Een metaalbewerkingsbedrijf houdt zich bezig met het fabriceren van stalen funderingen voor offshore windparken. Vanwege de zware constructies die gefabriceerd worden gelden binnen het bedrijf strenge veiligheidsregels. Er is een schriftelijk beleid dat verbiedt om tijdens het werk onder invloed van alcohol en drugs te zijn. Ter zake geldt een “zero tolerance” beleid.

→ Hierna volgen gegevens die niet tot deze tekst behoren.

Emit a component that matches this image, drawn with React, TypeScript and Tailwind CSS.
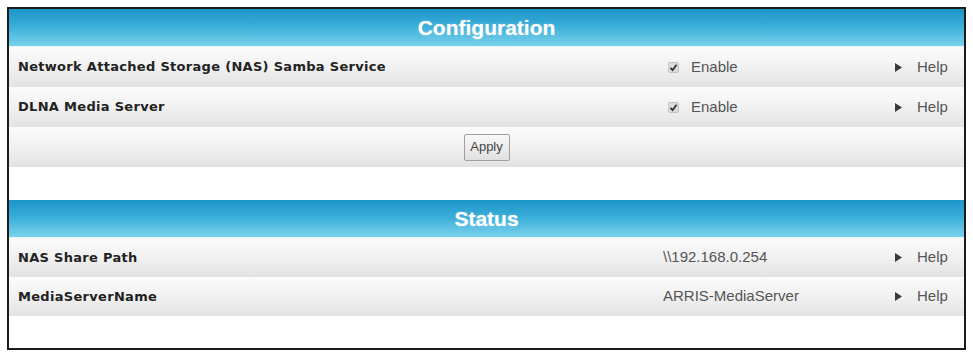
import React from 'react';

const rowBg = 'bg-gradient-to-b from-[#fbfbfb] via-[#f1f1f1] to-[#e2e2e2]';

function Header({ title }: { title: string }) {
  return (
    <div className="h-[38px] flex items-center justify-center bg-gradient-to-b from-[#1895c8] via-[#3db0db] to-[#79d2ec] border-b border-[#e8f7fc]">
      <span className="text-white font-bold text-[21px] leading-none font-['Liberation_Sans',Arial,sans-serif] [text-shadow:0_0_2px_rgba(255,255,255,0.4)]">
        {title}
      </span>
    </div>
  );
}

function CheckBox() {
  return (
    <span className="ml-[5px] w-[11px] h-[11px] bg-[#dcdcdc] border border-[#c4c4c4] rounded-[2px] flex items-center justify-center">
      <svg width="9" height="9" viewBox="0 0 9 9">
        <path d="M1.5 4.8 L3.6 7 L7.6 1.8" stroke="#333" strokeWidth="1.8" fill="none" />
      </svg>
    </span>
  );
}

function HelpLink() {
  return (
    <div className="w-[74px] flex items-center gap-[15px] pl-[5px]">
      <svg width="7" height="9" viewBox="0 0 7 9">
        <path d="M0 0 L7 4.5 L0 9 Z" fill="#3a3a3a" />
      </svg>
      <span className="text-[15px] text-[#555]">Help</span>
    </div>
  );
}

function Row({ label, children, h = 'h-[40px]' }: { label: string; children: React.ReactNode; h?: string }) {
  return (
    <div className={`${h} flex items-center ${rowBg}`}>
      <div className="flex-1 pl-[9px] text-[13px] tracking-[0.3px] font-bold text-[#222] font-['DejaVu_Sans',Verdana,sans-serif]">
        {label}
      </div>
      <div className="w-[227px] flex items-center text-[15px] text-[#555]">{children}</div>
      <HelpLink />
    </div>
  );
}

export default function App() {
  return (
    <div className="w-[973px] h-[353px] bg-white pt-[7px] pl-[7px] font-['Liberation_Sans',Arial,sans-serif]">
      <div className="w-[959px] h-[343px] border-2 border-[#1c1c1c] flex flex-col bg-white">
        <Header title="Configuration" />
        <Row label="Network Attached Storage (NAS) Samba Service">
          <CheckBox />
          <span className="ml-[12px]">Enable</span>
        </Row>
        <Row label="DLNA Media Server">
          <CheckBox />
          <span className="ml-[12px]">Enable</span>
        </Row>
        <div className={`h-[40px] flex items-center justify-center ${rowBg}`}>
          <button className="h-[27px] w-[46px] border border-[#a0a0a0] rounded-[2px] bg-gradient-to-b from-[#f8f8f8] to-[#e0e0e0] text-[13px] text-[#444]">
            Apply
          </button>
        </div>
        <div className="h-[33px]" />
        <Header title="Status" />
        <Row label="NAS Share Path" h="h-[39px]">
          <span>\\192.168.0.254</span>
        </Row>
        <Row label="MediaServerName" h="h-[39px]">
          <span>ARRIS-MediaServer</span>
        </Row>
      </div>
    </div>
  );
}
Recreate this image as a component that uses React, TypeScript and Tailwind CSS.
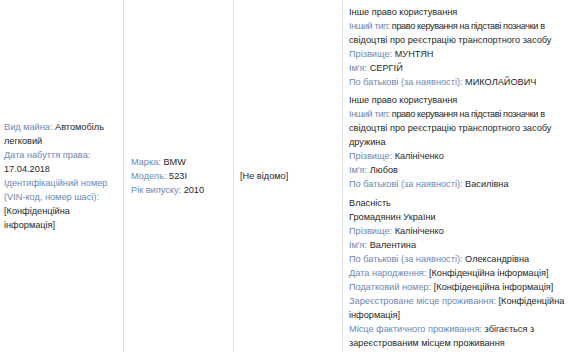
import React from "react";

const L = ({ children }: { children: React.ReactNode }) => (
  <span className="text-[#6b87b4]">{children}</span>
);

export default function App() {
  return (
    <div className="w-[579px] h-[352px] overflow-hidden bg-white font-['Liberation_Sans',Arial,sans-serif] text-[9.2px] leading-[14px] text-[#1f1f1f]">
      <div className="flex h-[352px]">
        <div className="w-[124px] shrink-0 flex items-center pl-[4px] pr-[6px] border-r border-[#dadde2]">
          <div>
            <div>
              <L>Вид майна:</L> Автомобіль легковий
            </div>
            <div>
              <L>Дата набуття права:</L> 17.04.2018
            </div>
            <div>
              <L>Ідентифікаційний номер (VIN-код, номер шасі):</L> [Конфіденційна інформація]
            </div>
          </div>
        </div>
        <div className="w-[110px] shrink-0 flex items-center pl-[7px] pr-[6px] border-r border-[#dadde2]">
          <div>
            <div>
              <L>Марка:</L> BMW
            </div>
            <div>
              <L>Модель:</L> 523I
            </div>
            <div>
              <L>Рік випуску:</L> 2010
            </div>
          </div>
        </div>
        <div className="w-[109px] shrink-0 flex items-center pl-[6px] pr-[6px] border-r border-[#dadde2]">
          <div>[Не відомо]</div>
        </div>
        <div className="w-[270px] shrink-0 pl-[6px] pr-0 pt-[5px] whitespace-nowrap">
          <div className="mb-[4px]">
            <div>Інше право користування</div>
            <div>
              <span className="tracking-[-0.4px]">
                <L>Інший тип:</L> право керування на підставі позначки в
              </span>
              <br />
              свідоцтві про реєстрацію транспортного засобу
            </div>
            <div>
              <L>Прізвище:</L> МУНТЯН
            </div>
            <div>
              <L>Ім'я:</L> СЕРГІЙ
            </div>
            <div>
              <L>По батькові (за наявності):</L> МИКОЛАЙОВИЧ
            </div>
          </div>
          <div className="mb-[5px]">
            <div>Інше право користування</div>
            <div>
              <span className="tracking-[-0.4px]">
                <L>Інший тип:</L> право керування на підставі позначки в
              </span>
              <br />
              свідоцтві про реєстрацію транспортного засобу
              <br />
              дружина
            </div>
            <div>
              <L>Прізвище:</L> Калініченко
            </div>
            <div>
              <L>Ім'я:</L> Любов
            </div>
            <div>
              <L>По батькові (за наявності):</L> Василівна
            </div>
          </div>
          <div>
            <div>Власність</div>
            <div>Громадянин України</div>
            <div>
              <L>Прізвище:</L> Калініченко
            </div>
            <div>
              <L>Ім'я:</L> Валентина
            </div>
            <div>
              <L>По батькові (за наявності):</L> Олександрівна
            </div>
            <div>
              <L>Дата народження:</L> [Конфіденційна інформація]
            </div>
            <div>
              <L>Податковий номер:</L> [Конфіденційна інформація]
            </div>
            <div>
              <L>Зареєстроване місце проживання:</L> [Конфіденційна
              <br />
              інформація]
            </div>
            <div>
              <L>Місце фактичного проживання:</L> збігається з
              <br />
              зареєстрованим місцем проживання
            </div>
          </div>
        </div>
      </div>
    </div>
  );
}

Het bedrijf laat door een extern bureau onaangekondigde controles aan de poort verrichten. Een werknemer die verantwoordelijk is voor de kwaliteitsinspecties wordt bij één van deze controles positief getest op cannabis. Nadat een drugshond de betreffende werknemer had geselecteerd was bij de werknemer een speekseltest afgenomen, waarbij hij positief bevonden werd. Desgevraagd gaf de werknemer aan de avond tevoren cannabis te hebben gebruikt. Na de test hebben managers van het bedrijf in een gesprek vastgesteld dat de werknemer rood doorlopen ogen had, dat hij verdoofd overkwam, dat hij een vreemde grijns op zijn gezicht had en dat hij stoned leek. Van de mogelijkheid van een tweede speekseltest heeft de werknemer geen gebruik willen maken.
In een vervolggesprek een dag later geeft de werknemer aan dat hij in de nacht voorafgaande aan zijn dienst cannabis had gebruikt maar dat hij niet wist dat dat bij aanvang van de dienst (elf uur later) nog in zijn lichaam aanwezig zou zijn. Als de werknemer niet ingaat op een aanbod van de werkgever om de arbeidsovereenkomst met wederzijds goedvinden te beëindigen, verzoekt de werkgever de kantonrechter om de arbeidsovereenkomst te ontbinden.
De kantonrechter stelt voorop dat de werkgever niet het gebruik van cannabis maar het bij aanvang van de werkzaamheden onder invloed zijn van cannabis dient te bewijzen.
Omdat de drugstest in strijd is met de AVG, wordt deze door de kantonrechter als bewijsmiddel verworpen. In beginsel weegt het belang van de waarheidsvinding volgens de Hoge Raad zwaarder dan de inbreuk op de privacy, maar in dit geval is dat volgens de kantonrechter anders. De kantonrechter acht daarbij van belang dat:
• de AVG van betrekkelijk recente datum is, zodat die de actuele inzichten van de wetgever weergeeft;
• de persoonlijke gevolgen van het ontslag door het zero tolerance beleid niet worden meegewogen;
• de door de werknemer gegeven toestemming voor het afnemen van de test niet met zich meebrengt dat geen sprake is van inbreuk op de privacy, omdat de toestemming niet in volle vrijheid is gegeven (weigering zou volgens het beleid van de werkgever zelfs als een positieve test worden gezien);
• de tweede speekseltest niet kan worden gezien als mogelijkheid om de resultaten van de eerste test te ontzenuwen, omdat het om exact dezelfde test gaat;
• een speekseltest alleen kan aantonen dat cannabis is gebruikt maar niet of de persoon nog onder invloed van cannabis is (daarvoor zou bloedonderzoek moeten worden uitgevoerd).
Verder vindt de kantonrechter van belang dat de werknemer het gebruik van cannabis niet heeft ontkend maar wel dat hij nog onder invloed zou zijn van cannabis. Van de waarnemingen van de managers vindt de kantonrechter dat deze niet per se wijzen op het onder invloed zijn van cannabis (rode ogen) of dat zij niet aangeven op grond van welke waarnemingen conclusies worden getrokken (niet helder van geest zijn, stoned zijn). Een belangrijke rol speelt voor de kantonrechter ook dat de speekseltest niet bewijst dat de werknemer nog onder invloed van cannabis was. Volgens het Trimbos Instituut kan dat na zes tot acht uur niet meer worden vastgesteld.
De kantonrechter wijst daarom het verzoek tot ontbinding van de arbeidsovereenkomst af.